Across all three demonstrators, second-life PV panels alone cannot deliver the CAPEX cuts needed to make them financially attractive, as they only account for 15-20% of the system’s cost. This means larger cost reductions and optimisation strategies for battery systems, as well as improved system integration could make these decentralised energy solutions more financially attractive.

These decentralised energy systems using second-life applications also need to compete in a wider market shaped by price drops for new PVs due to overcapacity in China. Europe-made modules remain considerably more expensive. In this context, reused modules compete in a tight market where price differences are already large. The situation is similar for second-life EV batteries. Lithium Iron Phosphate (LFP) has become the preferred chemistry for new EVs and large storage units, with strong growth in deployment. Second-life batteries are starting to gain ground in Europe, but their cost competitiveness varies widely.

Overall, the findings of this initial assessment suggest that the economic performance of decentralised energy solutions based on reused applications can gain more traction through cost optimisation, especially for EV second-life batteries, but also:

• supportive policy frameworks
• business models that reward flexibility and self-consumption

Look ahead: one-year to validate and refine the models

Once all three SOLMATE demonstrators – the PiPV in Germany, the Agri-PV and the low-income decentralised energy solution in Belgium – will be fully operational, the techno-economic models will be updated with real performance data.

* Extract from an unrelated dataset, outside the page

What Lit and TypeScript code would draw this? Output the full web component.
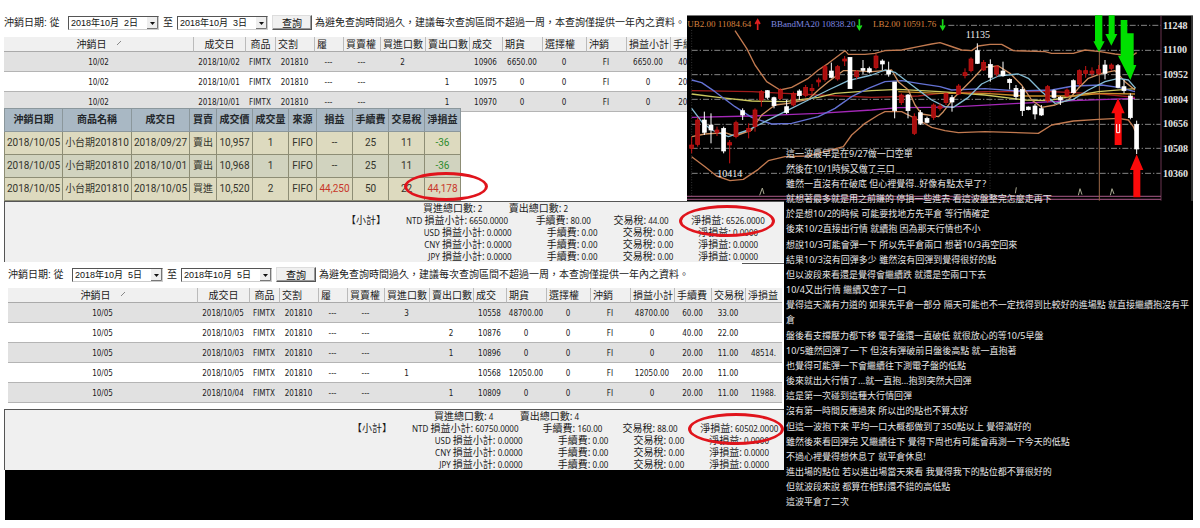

This update will include information about energy production, self-consumption, system losses, battery performance, operational constraints etc. It will enable a comparison between the modelling assumptions presented in this article and actual operational performance, This will provide a clearer picture of the potential for the reuse of PV panels and second-life EV batteries to be deployed in practical, affordable decentralised energy systems.